WORK TO COMPLETE
Extract all of the data and reproduce it precisely.
* Start EXERCISE INPUT *
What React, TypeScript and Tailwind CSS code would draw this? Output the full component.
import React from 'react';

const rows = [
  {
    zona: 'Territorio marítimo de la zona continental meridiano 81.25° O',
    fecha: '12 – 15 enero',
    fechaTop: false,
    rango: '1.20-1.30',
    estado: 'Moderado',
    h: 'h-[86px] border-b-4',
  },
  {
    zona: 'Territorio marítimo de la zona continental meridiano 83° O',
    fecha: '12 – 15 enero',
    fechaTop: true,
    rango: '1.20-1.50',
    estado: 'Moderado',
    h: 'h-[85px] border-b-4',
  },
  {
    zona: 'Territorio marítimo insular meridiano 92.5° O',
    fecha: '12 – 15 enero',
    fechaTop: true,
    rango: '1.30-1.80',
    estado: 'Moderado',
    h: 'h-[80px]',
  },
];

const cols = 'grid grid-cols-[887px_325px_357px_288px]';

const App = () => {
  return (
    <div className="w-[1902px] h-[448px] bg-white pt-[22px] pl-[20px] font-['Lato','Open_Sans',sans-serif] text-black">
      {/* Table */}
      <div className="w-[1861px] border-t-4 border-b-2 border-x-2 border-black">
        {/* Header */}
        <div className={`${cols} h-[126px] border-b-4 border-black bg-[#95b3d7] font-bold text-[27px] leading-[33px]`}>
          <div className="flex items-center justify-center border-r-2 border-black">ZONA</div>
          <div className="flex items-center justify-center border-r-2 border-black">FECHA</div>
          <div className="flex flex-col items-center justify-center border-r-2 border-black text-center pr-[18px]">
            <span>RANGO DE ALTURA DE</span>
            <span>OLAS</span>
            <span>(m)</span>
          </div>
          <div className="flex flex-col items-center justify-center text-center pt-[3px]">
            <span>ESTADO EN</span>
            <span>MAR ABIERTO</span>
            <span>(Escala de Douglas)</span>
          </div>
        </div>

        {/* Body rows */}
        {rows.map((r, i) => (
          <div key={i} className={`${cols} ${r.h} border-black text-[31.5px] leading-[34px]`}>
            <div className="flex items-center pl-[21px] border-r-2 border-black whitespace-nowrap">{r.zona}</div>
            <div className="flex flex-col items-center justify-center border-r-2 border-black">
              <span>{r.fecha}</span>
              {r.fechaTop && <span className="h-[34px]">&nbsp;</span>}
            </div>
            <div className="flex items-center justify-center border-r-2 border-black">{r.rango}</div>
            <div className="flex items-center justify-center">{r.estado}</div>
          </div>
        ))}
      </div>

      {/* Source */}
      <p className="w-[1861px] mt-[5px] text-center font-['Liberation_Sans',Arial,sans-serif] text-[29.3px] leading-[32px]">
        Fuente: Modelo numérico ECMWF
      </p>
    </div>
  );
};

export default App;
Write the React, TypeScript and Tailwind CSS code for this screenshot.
* End EXERCISE INPUT *
RIGHT ANSWER
What React, TypeScript and Tailwind CSS code would draw this? Output the full component.
import React from 'react';

const rows = [
  {
    zona: 'Territorio marítimo de la zona continental meridiano 81.25° O',
    fecha: '12 – 15 enero',
    fechaTop: false,
    rango: '1.20-1.30',
    estado: 'Moderado',
    h: 'h-[86px] border-b-4',
  },
  {
    zona: 'Territorio marítimo de la zona continental meridiano 83° O',
    fecha: '12 – 15 enero',
    fechaTop: true,
    rango: '1.20-1.50',
    estado: 'Moderado',
    h: 'h-[85px] border-b-4',
  },
  {
    zona: 'Territorio marítimo insular meridiano 92.5° O',
    fecha: '12 – 15 enero',
    fechaTop: true,
    rango: '1.30-1.80',
    estado: 'Moderado',
    h: 'h-[80px]',
  },
];

const cols = 'grid grid-cols-[887px_325px_357px_288px]';

const App = () => {
  return (
    <div className="w-[1902px] h-[448px] bg-white pt-[22px] pl-[20px] font-['Lato','Open_Sans',sans-serif] text-black">
      {/* Table */}
      <div className="w-[1861px] border-t-4 border-b-2 border-x-2 border-black">
        {/* Header */}
        <div className={`${cols} h-[126px] border-b-4 border-black bg-[#95b3d7] font-bold text-[27px] leading-[33px]`}>
          <div className="flex items-center justify-center border-r-2 border-black">ZONA</div>
          <div className="flex items-center justify-center border-r-2 border-black">FECHA</div>
          <div className="flex flex-col items-center justify-center border-r-2 border-black text-center pr-[18px]">
            <span>RANGO DE ALTURA DE</span>
            <span>OLAS</span>
            <span>(m)</span>
          </div>
          <div className="flex flex-col items-center justify-center text-center pt-[3px]">
            <span>ESTADO EN</span>
            <span>MAR ABIERTO</span>
            <span>(Escala de Douglas)</span>
          </div>
        </div>

        {/* Body rows */}
        {rows.map((r, i) => (
          <div key={i} className={`${cols} ${r.h} border-black text-[31.5px] leading-[34px]`}>
            <div className="flex items-center pl-[21px] border-r-2 border-black whitespace-nowrap">{r.zona}</div>
            <div className="flex flex-col items-center justify-center border-r-2 border-black">
              <span>{r.fecha}</span>
              {r.fechaTop && <span className="h-[34px]">&nbsp;</span>}
            </div>
            <div className="flex items-center justify-center border-r-2 border-black">{r.rango}</div>
            <div className="flex items-center justify-center">{r.estado}</div>
          </div>
        ))}
      </div>

      {/* Source */}
      <p className="w-[1861px] mt-[5px] text-center font-['Liberation_Sans',Arial,sans-serif] text-[29.3px] leading-[32px]">
        Fuente: Modelo numérico ECMWF
      </p>
    </div>
  );
};

export default App;
Write the React, TypeScript and Tailwind CSS code for this screenshot.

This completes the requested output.